In Cina copiare non solo è legittimo, ma può essere valutato come un indicatore di abilità e superiorità.

Ox Horn Campus è solo l'ultima iterazione di un fenomeno definito “duplitecture” – l'unione di “duplicato“ e “architettura” – da Bianca Bosker, giornalista e autrice di Original Copies: Architectural Mimicry in Contemporary China (University of Hawaii Press, 2013), ovvero "la costruzione di case, città, o città che, in maniera spesso sorprendentemente letterale, riproducono stili architettonici stranieri o addirittura luoghi specifici all'estero". L'Huaxi Village di Jiangshu ha il proprio Arco di Trionfo e Campidoglio, mentre a Binzhou City, nello Shandong, si trovano le repliche di 36 ponti famosi in tutto il mondo. “Questo fenomeno è decollato negli anni '90, quando il governo cinese ha allentato le regole sulla proprietà privata, consentendo agli sviluppatori immobiliari di costruire, commercializzare e vendere case. Con l'aumento del numero di edifici residenziali, è cresciuta anche la prevalenza dell'architettura in stile occidentale cinese”, spiega Bosker. “Dato che i quartieri barocchi, mediterranei o a tema Beverly Hills della Cina potevano vendere per più soldi - e più rapidamente - di quelli più generici, sempre di più ne apparvero.
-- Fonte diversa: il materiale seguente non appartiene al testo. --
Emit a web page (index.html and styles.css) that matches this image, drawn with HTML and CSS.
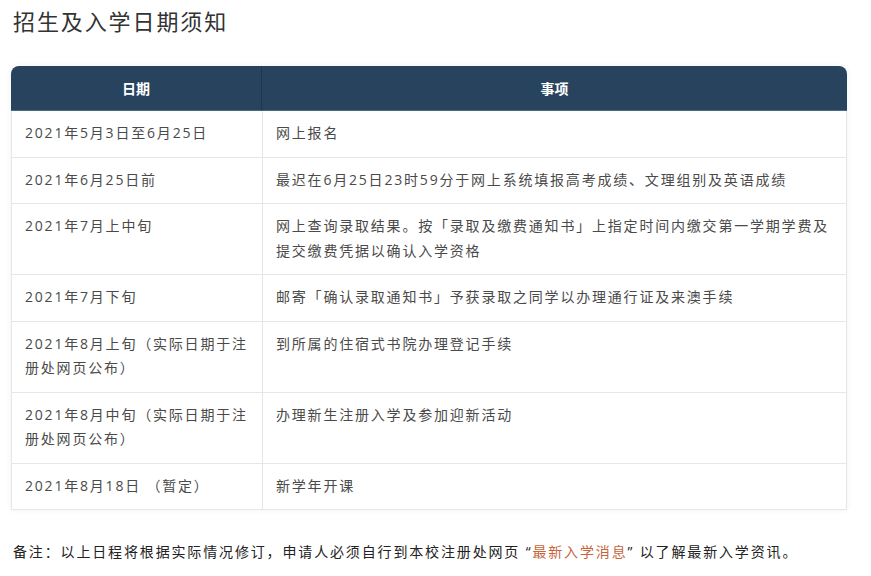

Per molti, che associano al lusso e alla ricchezza, l'architettura europea e americana evocano un intero stile di vita che gli agenti immobiliari possono abbinare alle case”. Queste città a tema non sono solo un riparo: comprandole, i proprietari comprano “l'aspetto della mobilità e del successo verso l'alto”.

L'attuale “duplitecture” cinese è solo l'ultima manifestazione di una lunga storia di riproduzione del paesaggio, secondo Bianca Bosker. Una tradizione che risale alle radici della cultura cinese. Durante l'Impero, “i governanti hanno dimostrato la loro autorità costruendo elaborati giardini che erano versioni premoderne dei parchi a tema”, spiega: "In Cina copiare non solo è legittimo, ma può essere valutato come un indicatore di abilità e superiorità". Ricreare un villaggio occidentale o un luogo simbolico è una dimostrazione di potere e libertà, una forma di propaganda che dimostra la capacità di ricostruire punti di riferimento culturali e tecnici. “Per quanto stravaganti e bizzarre possano sembrare, sono la testimonianza delle nuove libertà”, dice Bosker. 

In un paese dove per molto tempo l'espressione individuale è stata proibita, questa architettura, che molti vorrebbero istintivamente declassificare come epifenomeno culturale, è il prodotto di una rivoluzione che Huawei incarna pienamente.